Flash Freezing and the Convenience Era
The next leap came in 1924, when Clarence Birdseye invented the quick-freeze method. Earlier attempts at freezing food produced mushy, unappetizing results because slow freezing created large ice crystals that broke down cell walls. Birdseye’s technique froze food rapidly, preserving texture and flavor in a way that made frozen food commercially viable for the first time.
By the 1950s, the pieces were in place for a full convenience food revolution. Swanson introduced its frozen meals in 1954, coining the phrase “TV dinner” and backing it with a massive advertising campaign. The product became a cultural icon almost overnight, symbolizing a new era where meals could go from freezer to table in minutes. Supermarkets expanded their frozen aisles, and packaged foods with longer ingredient lists started filling shelves across the country.
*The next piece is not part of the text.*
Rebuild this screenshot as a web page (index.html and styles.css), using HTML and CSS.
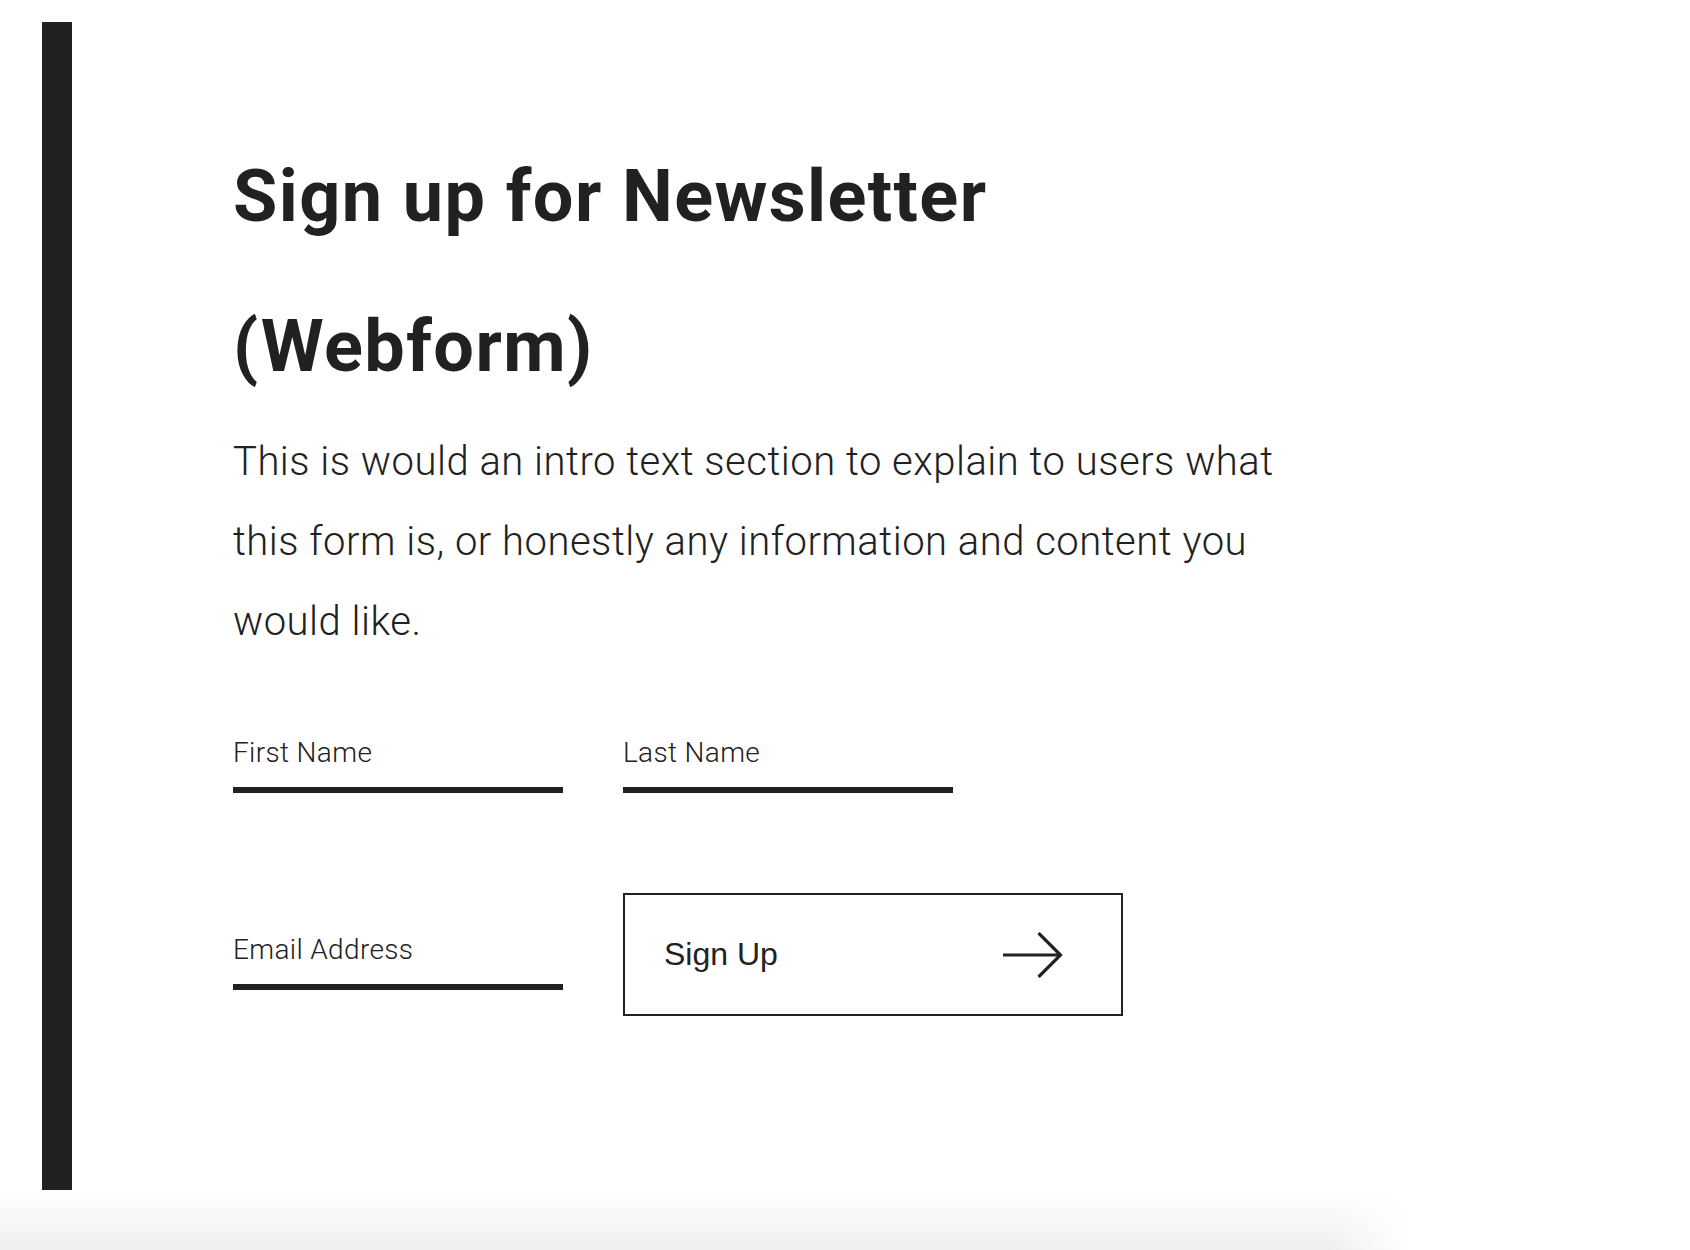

The Rise of Ultra-Processed Food
The processed food of the mid-20th century was canned vegetables and frozen dinners. What emerged in the decades after was something qualitatively different: food products engineered from industrial ingredients that don’t exist in any home kitchen. Researchers now call these “ultra-processed foods,” classified as Group 4 under the NOVA system developed by nutrition scientists. The definition is specific: industrial formulations typically containing five or more ingredients, including substances not commonly used in home cooking, like emulsifiers, flavor enhancers, colorings, and additives designed to imitate the taste or appearance of whole foods.
Think of it this way: canning a tomato is processing. Turning corn, soy, and chemical additives into a chip that mimics the crunch and flavor of something natural is ultra-processing. The distinction matters because these two categories of food behave very differently in the body, and ultra-processed products now dominate the food supply in ways that would have been unrecognizable even 50 years ago.
How Regulation Tried to Keep Pace
As processed food became more complex, governments stepped in to manage what could go into it. The major turning point in the U.S. was the 1958 Food Additives Amendment, which required manufacturers to get FDA approval before using a new additive in food. Companies must submit a petition with evidence that the substance is safe at its intended levels of use, and the FDA sets an acceptable daily intake for each approved additive, factoring in safety margins for children and pregnant people.
The regulations also specify which foods an additive can be used in, the maximum amounts allowed, and how it must appear on labels. Manufacturers are required to limit additives to the minimum amount needed to achieve the desired effect. Substances that were already in use before 1958 were grandfathered in as “prior-sanctioned,” which means some of the oldest additives in the food supply were never put through the modern approval process.
Where Things Stand Now
The average American now gets 55% of their daily calories from ultra-processed foods, according to CDC data collected between 2021 and 2023. For children, it’s even higher: nearly 62% of a young person’s calories come from ultra-processed sources. Adults average about 53%. These numbers represent a dramatic shift from even the mid-20th century, when most meals were still prepared from recognizable whole ingredients at home.
So the answer to “when did processed food start” depends on what you mean. If you mean any deliberate transformation of food, the answer is prehistory, at least 14,000 years ago. If you mean industrially canned and preserved food, the early 1800s. If you mean the engineered, additive-heavy products that now make up the majority of calories in the American diet, that shift accelerated through the second half of the 20th century and hasn’t slowed down.